WORK TO DO
Starting with the first line below, extract each line through the one that contains "const categories = ['전기기술자', '카메라', '조명', '허브', '전기", inclusive, excluding pictures.

SUPPLIED DATA
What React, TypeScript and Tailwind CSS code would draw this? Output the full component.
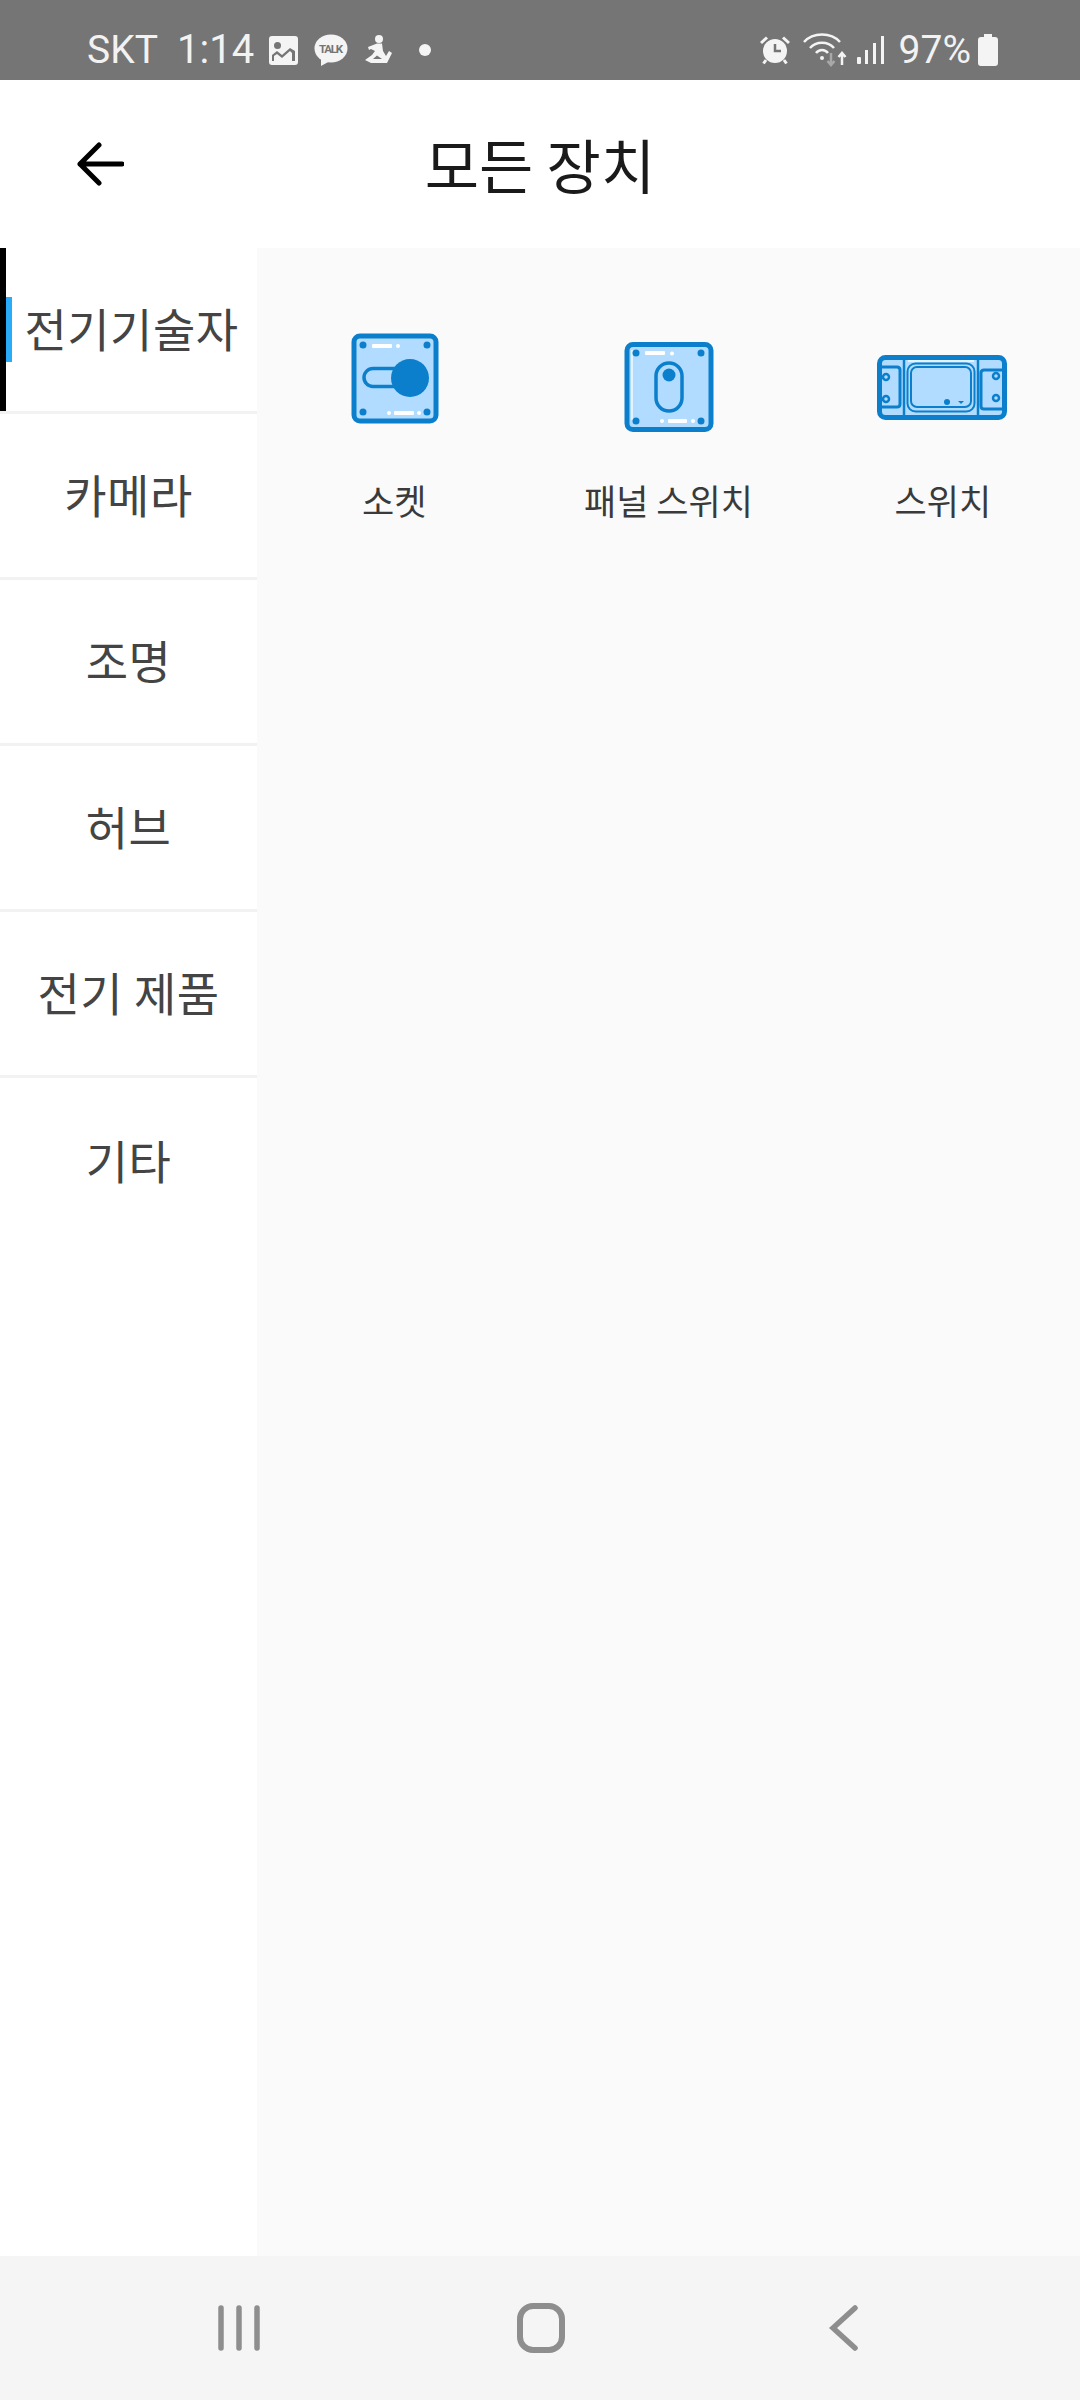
const STROKE = '#0b7fcc'
const FILL = '#b2dcff'

const categories = ['전기기술자', '카메라', '조명', '허브', '전기 제품', '기타']

function SocketIcon() {
  return (
    <svg viewBox="324 318 140 140" className="w-[140px] h-[140px]">
      <rect x="354" y="336" width="82" height="85" rx="6" fill={FILL} stroke={STROKE} strokeWidth="5" />
      <circle cx="363" cy="345" r="3.5" fill={STROKE} />
      <circle cx="427" cy="345" r="3.5" fill={STROKE} />
      <circle cx="363" cy="412" r="3.5" fill={STROKE} />
      <circle cx="427" cy="412" r="3.5" fill={STROKE} />
      <rect x="372" y="344" width="20" height="4" rx="1" fill="#fff" />
      <circle cx="398" cy="346" r="2" fill="#fff" />
      <rect x="394" y="411" width="20" height="4" rx="1" fill="#fff" />
      <circle cx="389" cy="413" r="2" fill="#fff" />
      <circle cx="419" cy="413" r="2" fill="#fff" />
      <rect x="364" y="368.5" width="44" height="18" rx="9" fill={FILL} stroke={STROKE} strokeWidth="3.5" />
      <circle cx="410" cy="378" r="19" fill={STROKE} />
    </svg>
  )
}

function PanelIcon() {
  return (
    <svg viewBox="599 318 140 140" className="w-[140px] h-[140px]">
      <rect x="628" y="344.5" width="84" height="85" rx="6" fill={FILL} stroke={STROKE} strokeWidth="5" />
      <path d="M633 350V420" stroke="#e3f3ff" strokeWidth="2" />
      <circle cx="637" cy="353" r="3.5" fill={STROKE} />
      <circle cx="702" cy="353" r="3.5" fill={STROKE} />
      <circle cx="637" cy="421" r="3.5" fill={STROKE} />
      <circle cx="702" cy="421" r="3.5" fill={STROKE} />
      <rect x="646" y="351" width="20" height="4" rx="1" fill="#fff" />
      <circle cx="673" cy="353.5" r="2" fill="#fff" />
      <rect x="669" y="419" width="19" height="4" rx="1" fill="#fff" />
      <circle cx="663" cy="421" r="2" fill="#fff" />
      <circle cx="694" cy="421" r="2" fill="#fff" />
      <rect x="657" y="363" width="26" height="48" rx="13" fill={FILL} stroke={STROKE} strokeWidth="3.5" />
      <circle cx="670" cy="375" r="6.5" fill={STROKE} />
    </svg>
  )
}

function SwitchIcon() {
  return (
    <svg viewBox="873 318 140 140" className="w-[140px] h-[140px]">
      <rect x="879.5" y="357.5" width="125" height="60" rx="6" fill={FILL} stroke={STROKE} strokeWidth="5" />
      <path d="M904 357V418M978 357V418" stroke={STROKE} strokeWidth="2.5" />
      <path d="M908 361H974" stroke="#e3f3ff" strokeWidth="2" />
      <rect x="907.5" y="363.5" width="67" height="48" rx="8" fill="none" stroke={STROKE} strokeWidth="2" />
      <rect x="911" y="367" width="60" height="40" rx="6" fill={FILL} stroke={STROKE} strokeWidth="2" />
      <path d="M880 367H897Q900 367 900 370V404Q900 407 897 407H880" fill="none" stroke={STROKE} strokeWidth="3" />
      <path d="M1004 370H984Q981 370 981 373V406Q981 409 984 409H1004" fill="none" stroke={STROKE} strokeWidth="3" />
      <circle cx="886" cy="377" r="3" fill={FILL} stroke={STROKE} strokeWidth="2.5" />
      <circle cx="886" cy="399" r="3" fill={FILL} stroke={STROKE} strokeWidth="2.5" />
      <circle cx="996" cy="376" r="3" fill={FILL} stroke={STROKE} strokeWidth="2.5" />
      <circle cx="996" cy="398" r="3" fill={FILL} stroke={STROKE} strokeWidth="2.5" />
      <circle cx="947" cy="402" r="3" fill={STROKE} />
      <path d="M958 401H964L961 404Z" fill={STROKE} />
    </svg>
  )
}

function StatusBar() {
  return (
    <div className="h-[80px] bg-[#757575] flex items-center justify-between pt-[20px] pl-[87px] pr-[82px] text-[#f2f2f2] font-['Roboto',sans-serif] text-[39px] leading-none">
      <div className="flex items-center">
        <span className="w-[71px] whitespace-nowrap">SKT</span>
        <span className="ml-[19px] w-[75px] text-[40px]">1:14</span>
        {/* gallery */}
        <svg viewBox="0 0 29 29" className="w-[29px] h-[29px] ml-[17px]">
          <rect width="29" height="29" rx="3" fill="#f4f4f4" />
          <circle cx="8.5" cy="9.5" r="3.5" fill="#757575" />
          <path d="M3 25V19L8 15L13 19L21 12L26 15V25H23V17L21 15L13 22L8 18L5 20V25Z" fill="#757575" />
        </svg>
        {/* kakao talk */}
        <svg viewBox="0 0 34 33" className="w-[34px] h-[33px] ml-[16px]">
          <ellipse cx="17" cy="14.5" rx="16.5" ry="14" fill="#f4f4f4" />
          <path d="M7 24L7 32L16 27Z" fill="#f4f4f4" />
          <text x="17" y="19" textAnchor="middle" fontSize="11.5" fontWeight="700" fontFamily="Roboto, sans-serif" fill="#757575" textLength="24">TALK</text>
        </svg>
        {/* samsung health */}
        <svg viewBox="0 0 28 30" className="w-[28px] h-[30px] ml-[16px]">
          <circle cx="15" cy="4" r="4" fill="#f4f4f4" />
          <path d="M4 12L13 8.5H18L19 16L22 21L25 16L28 18L23 28H7L1 25L8 20L11 16L7 14L5 15Z" fill="#f4f4f4" />
          <path d="M9 24H18L13 20.5Z" fill="#757575" />
        </svg>
        <span className="w-[12px] h-[12px] rounded-full bg-[#f4f4f4] ml-[27px]" />
      </div>
      <div className="flex items-center">
        {/* alarm */}
        <svg viewBox="0 0 30 30" className="w-[30px] h-[30px]">
          <circle cx="15" cy="16" r="12" fill="#f4f4f4" />
          <path d="M1 8L7 2.5M29 8L23 2.5M6 25L3.5 28.5M24 25L26.5 28.5" stroke="#f4f4f4" strokeWidth="3" fill="none" />
          <path d="M15 9V16H21" stroke="#757575" strokeWidth="2.5" fill="none" />
        </svg>
        {/* wifi with arrows */}
        <svg viewBox="0 0 46 34" className="w-[46px] h-[34px] ml-[13px]">
          <path d="M1 9C10 -1 28 -1 37 9" stroke="#f4f4f4" strokeWidth="2.5" fill="none" />
          <path d="M7 15C13 8 25 8 31 15" stroke="#f4f4f4" strokeWidth="2.5" fill="none" />
          <path d="M13 20C16 16 22 16 25 20" stroke="#f4f4f4" strokeWidth="2.5" fill="none" />
          <circle cx="19" cy="25" r="2" fill="#f4f4f4" />
          <path d="M28 20V32M24.5 28L28 32L31.5 28" stroke="#a8a8a8" strokeWidth="2.5" fill="none" />
          <path d="M39 32V20M35.5 24L39 20L42.5 24" stroke="#f4f4f4" strokeWidth="2.5" fill="none" />
        </svg>
        {/* signal */}
        <svg viewBox="0 0 28 30" className="w-[28px] h-[30px] ml-[8px]">
          <rect x="0" y="22" width="4" height="7" rx="1" fill="#f4f4f4" />
          <rect x="8" y="15" width="3" height="14" fill="#f4f4f4" />
          <rect x="16" y="8" width="3" height="21" fill="#f4f4f4" />
          <rect x="24" y="1" width="3" height="28" fill="#f4f4f4" />
        </svg>
        <span className="ml-[14px]">97%</span>
        {/* battery */}
        <svg viewBox="0 0 20 32" className="w-[20px] h-[32px] ml-[7px]">
          <path d="M6 0H14V3H17Q20 3 20 6V29Q20 32 17 32H3Q0 32 0 29V6Q0 3 3 3H6Z" fill="#f4f4f4" />
        </svg>
      </div>
    </div>
  )
}

function Header() {
  return (
    <div className="h-[168px] bg-white flex items-center">
      <div className="w-[200px] pl-[77px]">
        <svg viewBox="0 0 47 44" className="w-[47px] h-[44px]" fill="none" stroke="#000" strokeWidth="5" strokeLinecap="round" strokeLinejoin="round">
          <path d="M45 22H3M22 3L3 22L22 41" />
        </svg>
      </div>
      <h1 className="flex-1 pb-[2px] text-center text-[59px] leading-none font-normal text-[#1a1a1a]">모든 장치</h1>
      <div className="w-[200px]" />
    </div>
  )
}

function Sidebar() {
  return (
    <div className="w-[257px] bg-white">
      {categories.map((name, i) => (
        <div key={name} className={i < categories.length - 1 ? 'h-[166px] border-b-[3px] border-[#f2f2f2]' : 'h-[166px]'}>
          <div
            className={
              i === 0
                ? 'relative h-full pb-[4px] flex items-center justify-center border-l-[6px] border-black text-[#444444] text-[46px] tracking-[0.5px] whitespace-nowrap'
                : 'h-full pb-[4px] flex items-center justify-center text-[#444444] text-[46px] tracking-[0.5px] whitespace-nowrap'
            }
          >
            {i === 0 && <span className="absolute left-0 top-[49px] w-[6px] h-[65px] bg-[#29abf8]" />}
            {name}
          </div>
        </div>
      ))}
    </div>
  )
}

function Device({ icon, label }: { icon: React.ReactNode; label: string }) {
  return (
    <div className="flex flex-col items-center">
      {icon}
      <span className="mt-[17px] text-[35px] leading-[50px] text-[#3a3a3a] whitespace-nowrap">{label}</span>
    </div>
  )
}

function NavBar() {
  return (
    <div className="h-[144px] bg-[#f5f5f5] flex items-center pl-[217px]">
      <svg viewBox="0 0 44 46" className="w-[44px] h-[46px]" fill="none" stroke="#8e8e8e" strokeWidth="5.5" strokeLinecap="round">
        <path d="M4 3V43M22 3V43M40 3V43" />
      </svg>
      <svg viewBox="0 0 48 50" className="w-[48px] h-[50px] ml-[256px]" fill="none" stroke="#8e8e8e" strokeWidth="6">
        <rect x="3" y="3" width="42" height="44" rx="13" />
      </svg>
      <svg viewBox="0 0 30 46" className="w-[30px] h-[46px] ml-[264px]" fill="none" stroke="#8e8e8e" strokeWidth="5.5" strokeLinecap="round">
        <path d="M26 3L4 23L26 43" />
      </svg>
    </div>
  )
}

export default function App() {
  return (
    <div className="w-[1080px] h-[2400px] flex flex-col font-['Noto_Sans_CJK_KR','Noto_Sans',sans-serif] overflow-hidden">
      <StatusBar />
      <Header />
      <div className="flex-1 flex min-h-0">
        <Sidebar />
        <div className="flex-1 bg-[#fafafa] pt-[70px]">
          <div className="grid grid-cols-3">
            <Device icon={<SocketIcon />} label="소켓" />
            <Device icon={<PanelIcon />} label="패널 스위치" />
            <Device icon={<SwitchIcon />} label="스위치" />
          </div>
        </div>
      </div>
      <NavBar />
    </div>
  )
}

FULL SOLUTION
What React, TypeScript and Tailwind CSS code would draw this? Output the full component.
const STROKE = '#0b7fcc'
const FILL = '#b2dcff'

const categories = ['전기기술자', '카메라', '조명', '허브', '전기 제품', '기타']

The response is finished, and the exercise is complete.